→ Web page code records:
· · ·

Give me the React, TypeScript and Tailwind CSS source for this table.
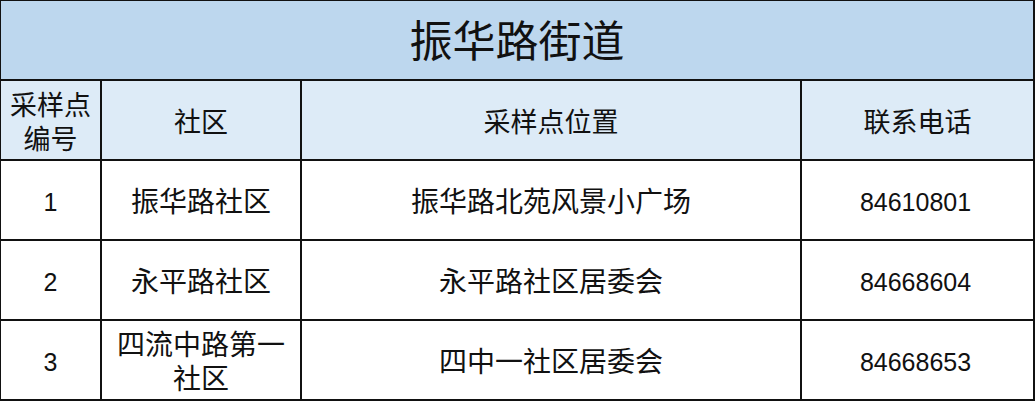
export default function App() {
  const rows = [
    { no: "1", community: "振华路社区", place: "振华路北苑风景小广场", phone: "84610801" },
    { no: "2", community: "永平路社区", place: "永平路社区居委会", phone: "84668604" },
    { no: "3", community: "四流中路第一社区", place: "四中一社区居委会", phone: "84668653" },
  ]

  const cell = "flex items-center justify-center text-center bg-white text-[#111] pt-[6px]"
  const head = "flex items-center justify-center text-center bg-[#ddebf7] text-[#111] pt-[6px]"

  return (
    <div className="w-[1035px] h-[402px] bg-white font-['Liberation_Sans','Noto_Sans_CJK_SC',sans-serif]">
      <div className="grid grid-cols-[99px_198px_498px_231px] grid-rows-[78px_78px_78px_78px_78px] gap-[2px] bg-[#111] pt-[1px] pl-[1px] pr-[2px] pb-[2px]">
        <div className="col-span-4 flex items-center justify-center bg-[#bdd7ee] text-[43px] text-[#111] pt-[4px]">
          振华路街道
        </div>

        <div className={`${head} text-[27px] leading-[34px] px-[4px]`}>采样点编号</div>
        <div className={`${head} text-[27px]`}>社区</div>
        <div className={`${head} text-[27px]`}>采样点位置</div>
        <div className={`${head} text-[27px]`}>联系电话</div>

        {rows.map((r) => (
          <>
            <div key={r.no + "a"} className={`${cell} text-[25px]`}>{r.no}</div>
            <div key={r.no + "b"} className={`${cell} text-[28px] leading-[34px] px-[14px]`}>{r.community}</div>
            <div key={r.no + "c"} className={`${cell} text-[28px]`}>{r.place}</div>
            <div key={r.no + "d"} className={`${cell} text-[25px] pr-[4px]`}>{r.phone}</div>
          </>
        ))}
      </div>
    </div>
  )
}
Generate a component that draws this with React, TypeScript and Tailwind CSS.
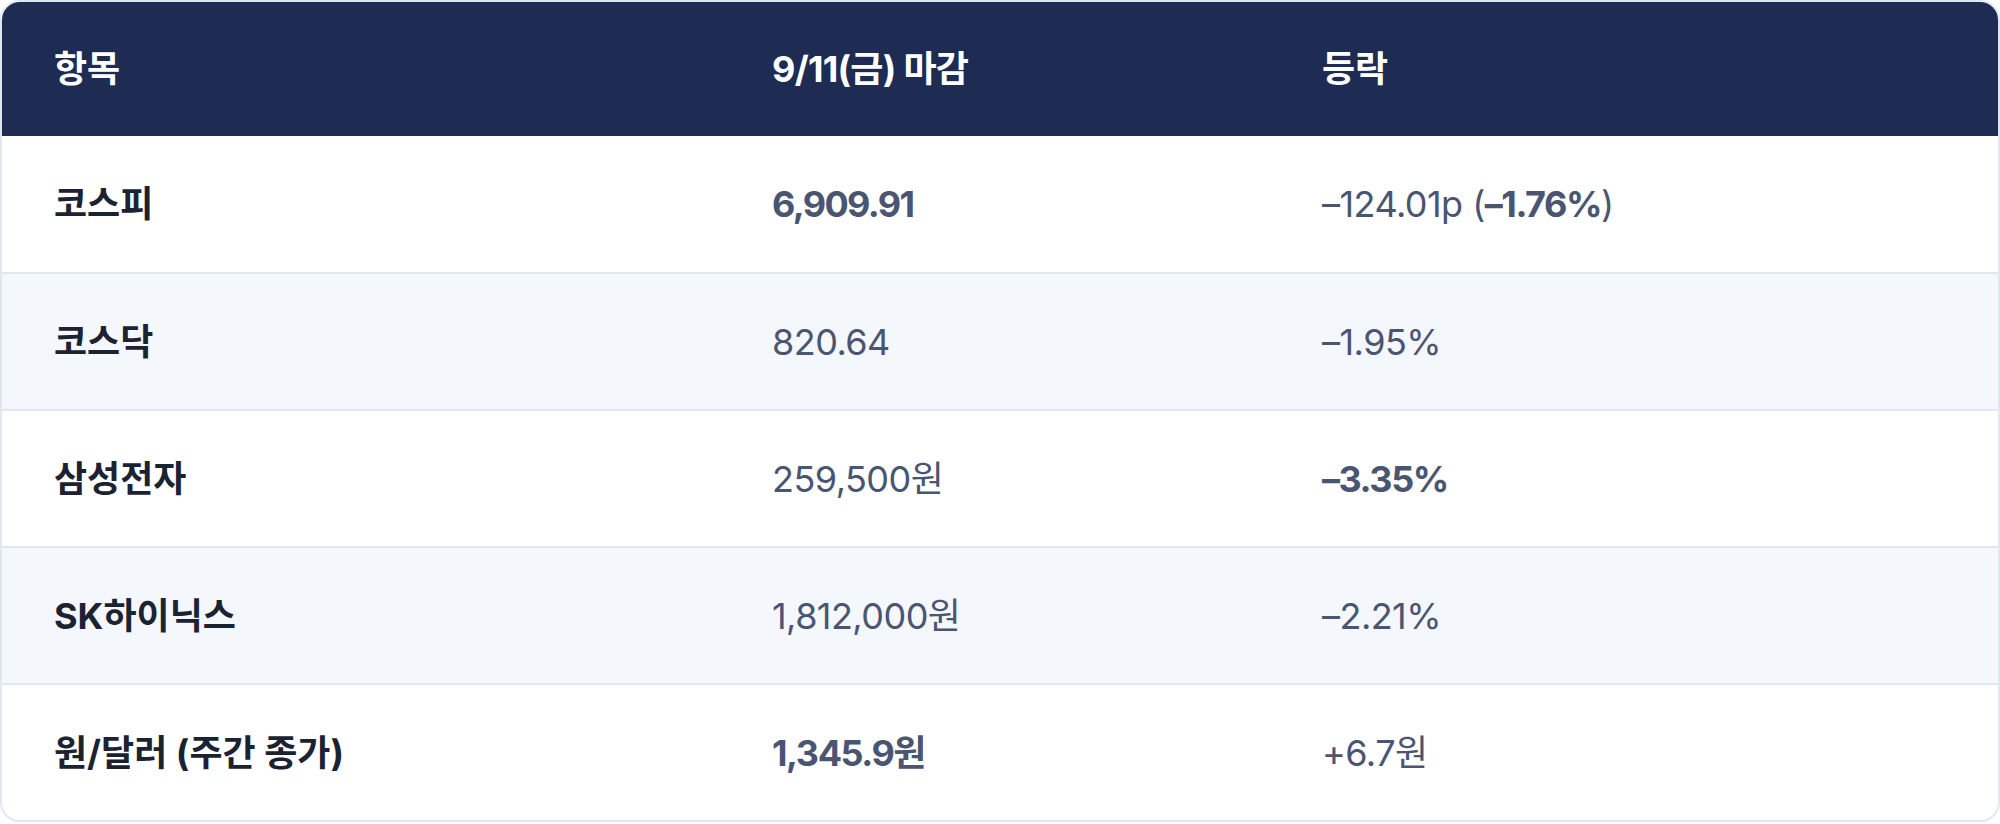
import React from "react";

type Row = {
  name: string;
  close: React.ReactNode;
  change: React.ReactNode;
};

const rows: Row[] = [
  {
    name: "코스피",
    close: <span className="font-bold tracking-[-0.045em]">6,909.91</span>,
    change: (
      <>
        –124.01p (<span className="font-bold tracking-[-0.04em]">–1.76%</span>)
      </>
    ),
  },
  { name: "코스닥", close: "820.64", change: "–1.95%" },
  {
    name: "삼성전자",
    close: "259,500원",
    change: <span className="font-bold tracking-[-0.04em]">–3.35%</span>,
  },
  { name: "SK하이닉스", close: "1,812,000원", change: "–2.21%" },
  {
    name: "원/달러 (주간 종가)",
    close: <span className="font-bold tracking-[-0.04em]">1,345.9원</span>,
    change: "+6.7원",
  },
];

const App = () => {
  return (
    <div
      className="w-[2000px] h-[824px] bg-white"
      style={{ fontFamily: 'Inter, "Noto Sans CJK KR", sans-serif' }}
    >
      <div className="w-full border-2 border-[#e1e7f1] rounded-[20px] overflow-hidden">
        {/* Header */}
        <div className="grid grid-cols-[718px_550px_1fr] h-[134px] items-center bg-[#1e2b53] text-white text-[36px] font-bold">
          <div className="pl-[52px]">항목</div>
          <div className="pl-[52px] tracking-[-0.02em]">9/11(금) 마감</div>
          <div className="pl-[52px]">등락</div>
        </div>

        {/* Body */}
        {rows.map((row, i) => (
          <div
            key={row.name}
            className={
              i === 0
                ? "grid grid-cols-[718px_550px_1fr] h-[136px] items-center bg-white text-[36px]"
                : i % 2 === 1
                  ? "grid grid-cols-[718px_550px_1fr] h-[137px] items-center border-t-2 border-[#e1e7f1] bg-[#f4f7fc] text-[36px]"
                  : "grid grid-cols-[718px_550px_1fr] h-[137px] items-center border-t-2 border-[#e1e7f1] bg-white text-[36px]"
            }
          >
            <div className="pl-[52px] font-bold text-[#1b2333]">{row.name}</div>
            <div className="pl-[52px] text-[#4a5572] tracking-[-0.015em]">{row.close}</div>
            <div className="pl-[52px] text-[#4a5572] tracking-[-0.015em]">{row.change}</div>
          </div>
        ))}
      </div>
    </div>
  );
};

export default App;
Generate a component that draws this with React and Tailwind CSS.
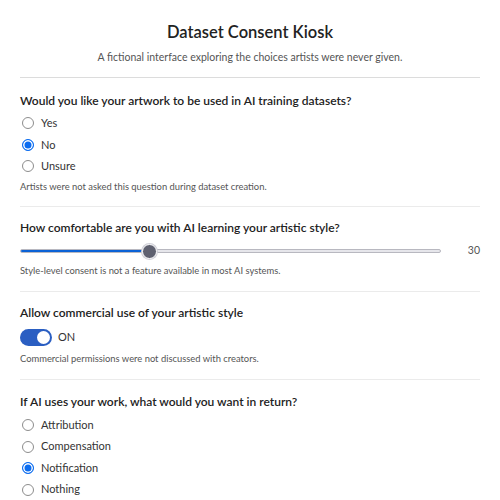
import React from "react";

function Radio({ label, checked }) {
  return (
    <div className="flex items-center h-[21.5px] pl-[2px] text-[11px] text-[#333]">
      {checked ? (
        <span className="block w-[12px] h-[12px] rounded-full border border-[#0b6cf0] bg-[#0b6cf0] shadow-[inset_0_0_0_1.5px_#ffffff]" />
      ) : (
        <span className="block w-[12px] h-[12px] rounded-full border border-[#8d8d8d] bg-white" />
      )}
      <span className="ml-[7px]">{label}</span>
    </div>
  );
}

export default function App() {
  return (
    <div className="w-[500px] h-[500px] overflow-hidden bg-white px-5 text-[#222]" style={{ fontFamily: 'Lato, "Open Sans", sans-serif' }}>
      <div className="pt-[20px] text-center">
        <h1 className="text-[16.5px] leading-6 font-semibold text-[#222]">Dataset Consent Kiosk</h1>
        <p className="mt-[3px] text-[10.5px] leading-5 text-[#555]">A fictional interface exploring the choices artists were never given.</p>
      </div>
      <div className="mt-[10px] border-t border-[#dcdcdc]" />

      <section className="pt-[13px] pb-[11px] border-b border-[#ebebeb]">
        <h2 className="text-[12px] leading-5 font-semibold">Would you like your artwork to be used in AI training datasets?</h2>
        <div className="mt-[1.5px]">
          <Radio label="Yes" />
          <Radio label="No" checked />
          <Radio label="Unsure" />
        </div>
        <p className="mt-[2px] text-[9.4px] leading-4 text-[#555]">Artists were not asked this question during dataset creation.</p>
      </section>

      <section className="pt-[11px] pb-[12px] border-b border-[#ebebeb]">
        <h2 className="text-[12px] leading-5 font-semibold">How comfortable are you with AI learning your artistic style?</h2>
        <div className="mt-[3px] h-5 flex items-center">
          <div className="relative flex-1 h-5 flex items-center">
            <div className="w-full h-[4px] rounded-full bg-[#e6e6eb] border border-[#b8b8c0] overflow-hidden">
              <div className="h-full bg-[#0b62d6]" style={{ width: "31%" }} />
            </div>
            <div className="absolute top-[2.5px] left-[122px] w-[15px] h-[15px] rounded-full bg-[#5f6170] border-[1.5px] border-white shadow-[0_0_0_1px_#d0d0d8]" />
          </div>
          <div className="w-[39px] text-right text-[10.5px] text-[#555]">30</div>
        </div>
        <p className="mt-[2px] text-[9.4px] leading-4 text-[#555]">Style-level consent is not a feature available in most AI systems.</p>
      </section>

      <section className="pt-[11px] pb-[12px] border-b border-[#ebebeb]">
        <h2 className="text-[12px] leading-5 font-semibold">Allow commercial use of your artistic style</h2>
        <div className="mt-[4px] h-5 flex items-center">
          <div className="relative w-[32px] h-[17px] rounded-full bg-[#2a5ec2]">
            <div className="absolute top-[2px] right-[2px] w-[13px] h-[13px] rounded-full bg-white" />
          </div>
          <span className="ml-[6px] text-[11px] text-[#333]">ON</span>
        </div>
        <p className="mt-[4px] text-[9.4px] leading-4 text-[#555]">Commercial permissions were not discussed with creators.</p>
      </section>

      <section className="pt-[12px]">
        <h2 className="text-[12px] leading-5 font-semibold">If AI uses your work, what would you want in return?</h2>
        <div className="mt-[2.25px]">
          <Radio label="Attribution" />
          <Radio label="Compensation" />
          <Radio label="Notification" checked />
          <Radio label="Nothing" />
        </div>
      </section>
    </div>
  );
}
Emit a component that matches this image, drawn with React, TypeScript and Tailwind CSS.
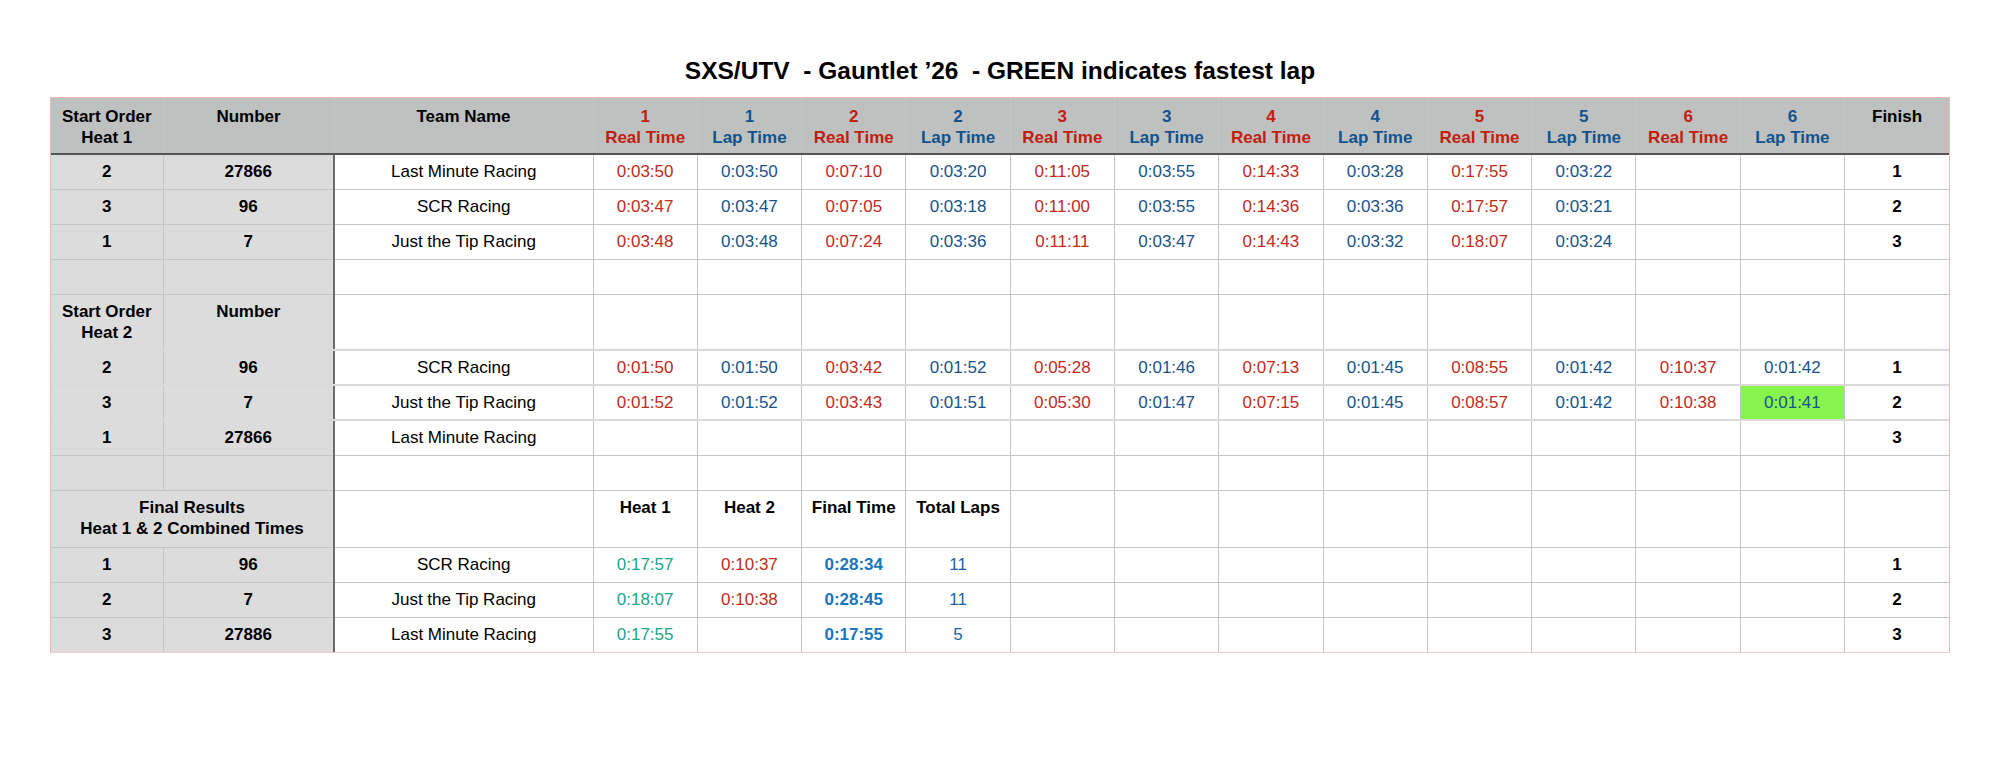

· · ·

Output the data exactly. Pictures don't belong in the result.

Give me the React, TypeScript and Tailwind CSS source for this table.
export default function App() {
  const rows = [
    { no: "1", community: "振华路社区", place: "振华路北苑风景小广场", phone: "84610801" },
    { no: "2", community: "永平路社区", place: "永平路社区居委会", phone: "84668604" },
    { no: "3", community: "四流中路第一社区", place: "四中一社区居委会", phone: "84668653" },
  ]

  const cell = "flex items-center justify-center text-center bg-white text-[#111] pt-[6px]"
  const head = "flex items-center justify-center text-center bg-[#ddebf7] text-[#111] pt-[6px]"

  return (
    <div className="w-[1035px] h-[402px] bg-white font-['Liberation_Sans','Noto_Sans_CJK_SC',sans-serif]">
      <div className="grid grid-cols-[99px_198px_498px_231px] grid-rows-[78px_78px_78px_78px_78px] gap-[2px] bg-[#111] pt-[1px] pl-[1px] pr-[2px] pb-[2px]">
        <div className="col-span-4 flex items-center justify-center bg-[#bdd7ee] text-[43px] text-[#111] pt-[4px]">
          振华路街道
        </div>

        <div className={`${head} text-[27px] leading-[34px] px-[4px]`}>采样点编号</div>
        <div className={`${head} text-[27px]`}>社区</div>
        <div className={`${head} text-[27px]`}>采样点位置</div>
        <div className={`${head} text-[27px]`}>联系电话</div>

        {rows.map((r) => (
          <>
            <div key={r.no + "a"} className={`${cell} text-[25px]`}>{r.no}</div>
            <div key={r.no + "b"} className={`${cell} text-[28px] leading-[34px] px-[14px]`}>{r.community}</div>
            <div key={r.no + "c"} className={`${cell} text-[28px]`}>{r.place}</div>
            <div key={r.no + "d"} className={`${cell} text-[25px] pr-[4px]`}>{r.phone}</div>
          </>
        ))}
      </div>
    </div>
  )
}
Generate a component that draws this with React, TypeScript and Tailwind CSS.
import React from "react";

type Row = {
  name: string;
  close: React.ReactNode;
  change: React.ReactNode;
};

const rows: Row[] = [
  {
    name: "코스피",
    close: <span className="font-bold tracking-[-0.045em]">6,909.91</span>,
    change: (
      <>
        –124.01p (<span className="font-bold tracking-[-0.04em]">–1.76%</span>)
      </>
    ),
  },
  { name: "코스닥", close: "820.64", change: "–1.95%" },
  {
    name: "삼성전자",
    close: "259,500원",
    change: <span className="font-bold tracking-[-0.04em]">–3.35%</span>,
  },
  { name: "SK하이닉스", close: "1,812,000원", change: "–2.21%" },
  {
    name: "원/달러 (주간 종가)",
    close: <span className="font-bold tracking-[-0.04em]">1,345.9원</span>,
    change: "+6.7원",
  },
];

const App = () => {
  return (
    <div
      className="w-[2000px] h-[824px] bg-white"
      style={{ fontFamily: 'Inter, "Noto Sans CJK KR", sans-serif' }}
    >
      <div className="w-full border-2 border-[#e1e7f1] rounded-[20px] overflow-hidden">
        {/* Header */}
        <div className="grid grid-cols-[718px_550px_1fr] h-[134px] items-center bg-[#1e2b53] text-white text-[36px] font-bold">
          <div className="pl-[52px]">항목</div>
          <div className="pl-[52px] tracking-[-0.02em]">9/11(금) 마감</div>
          <div className="pl-[52px]">등락</div>
        </div>

        {/* Body */}
        {rows.map((row, i) => (
          <div
            key={row.name}
            className={
              i === 0
                ? "grid grid-cols-[718px_550px_1fr] h-[136px] items-center bg-white text-[36px]"
                : i % 2 === 1
                  ? "grid grid-cols-[718px_550px_1fr] h-[137px] items-center border-t-2 border-[#e1e7f1] bg-[#f4f7fc] text-[36px]"
                  : "grid grid-cols-[718px_550px_1fr] h-[137px] items-center border-t-2 border-[#e1e7f1] bg-white text-[36px]"
            }
          >
            <div className="pl-[52px] font-bold text-[#1b2333]">{row.name}</div>
            <div className="pl-[52px] text-[#4a5572] tracking-[-0.015em]">{row.close}</div>
            <div className="pl-[52px] text-[#4a5572] tracking-[-0.015em]">{row.change}</div>
          </div>
        ))}
      </div>
    </div>
  );
};

export default App;
Generate a component that draws this with React and Tailwind CSS.
import React from "react";

function Radio({ label, checked }) {
  return (
    <div className="flex items-center h-[21.5px] pl-[2px] text-[11px] text-[#333]">
      {checked ? (
        <span className="block w-[12px] h-[12px] rounded-full border border-[#0b6cf0] bg-[#0b6cf0] shadow-[inset_0_0_0_1.5px_#ffffff]" />
      ) : (
        <span className="block w-[12px] h-[12px] rounded-full border border-[#8d8d8d] bg-white" />
      )}
      <span className="ml-[7px]">{label}</span>
    </div>
  );
}

export default function App() {
  return (
    <div className="w-[500px] h-[500px] overflow-hidden bg-white px-5 text-[#222]" style={{ fontFamily: 'Lato, "Open Sans", sans-serif' }}>
      <div className="pt-[20px] text-center">
        <h1 className="text-[16.5px] leading-6 font-semibold text-[#222]">Dataset Consent Kiosk</h1>
        <p className="mt-[3px] text-[10.5px] leading-5 text-[#555]">A fictional interface exploring the choices artists were never given.</p>
      </div>
      <div className="mt-[10px] border-t border-[#dcdcdc]" />

      <section className="pt-[13px] pb-[11px] border-b border-[#ebebeb]">
        <h2 className="text-[12px] leading-5 font-semibold">Would you like your artwork to be used in AI training datasets?</h2>
        <div className="mt-[1.5px]">
          <Radio label="Yes" />
          <Radio label="No" checked />
          <Radio label="Unsure" />
        </div>
        <p className="mt-[2px] text-[9.4px] leading-4 text-[#555]">Artists were not asked this question during dataset creation.</p>
      </section>

      <section className="pt-[11px] pb-[12px] border-b border-[#ebebeb]">
        <h2 className="text-[12px] leading-5 font-semibold">How comfortable are you with AI learning your artistic style?</h2>
        <div className="mt-[3px] h-5 flex items-center">
          <div className="relative flex-1 h-5 flex items-center">
            <div className="w-full h-[4px] rounded-full bg-[#e6e6eb] border border-[#b8b8c0] overflow-hidden">
              <div className="h-full bg-[#0b62d6]" style={{ width: "31%" }} />
            </div>
            <div className="absolute top-[2.5px] left-[122px] w-[15px] h-[15px] rounded-full bg-[#5f6170] border-[1.5px] border-white shadow-[0_0_0_1px_#d0d0d8]" />
          </div>
          <div className="w-[39px] text-right text-[10.5px] text-[#555]">30</div>
        </div>
        <p className="mt-[2px] text-[9.4px] leading-4 text-[#555]">Style-level consent is not a feature available in most AI systems.</p>
      </section>

      <section className="pt-[11px] pb-[12px] border-b border-[#ebebeb]">
        <h2 className="text-[12px] leading-5 font-semibold">Allow commercial use of your artistic style</h2>
        <div className="mt-[4px] h-5 flex items-center">
          <div className="relative w-[32px] h-[17px] rounded-full bg-[#2a5ec2]">
            <div className="absolute top-[2px] right-[2px] w-[13px] h-[13px] rounded-full bg-white" />
          </div>
          <span className="ml-[6px] text-[11px] text-[#333]">ON</span>
        </div>
        <p className="mt-[4px] text-[9.4px] leading-4 text-[#555]">Commercial permissions were not discussed with creators.</p>
      </section>

      <section className="pt-[12px]">
        <h2 className="text-[12px] leading-5 font-semibold">If AI uses your work, what would you want in return?</h2>
        <div className="mt-[2.25px]">
          <Radio label="Attribution" />
          <Radio label="Compensation" />
          <Radio label="Notification" checked />
          <Radio label="Nothing" />
        </div>
      </section>
    </div>
  );
}
Emit a component that matches this image, drawn with React, TypeScript and Tailwind CSS.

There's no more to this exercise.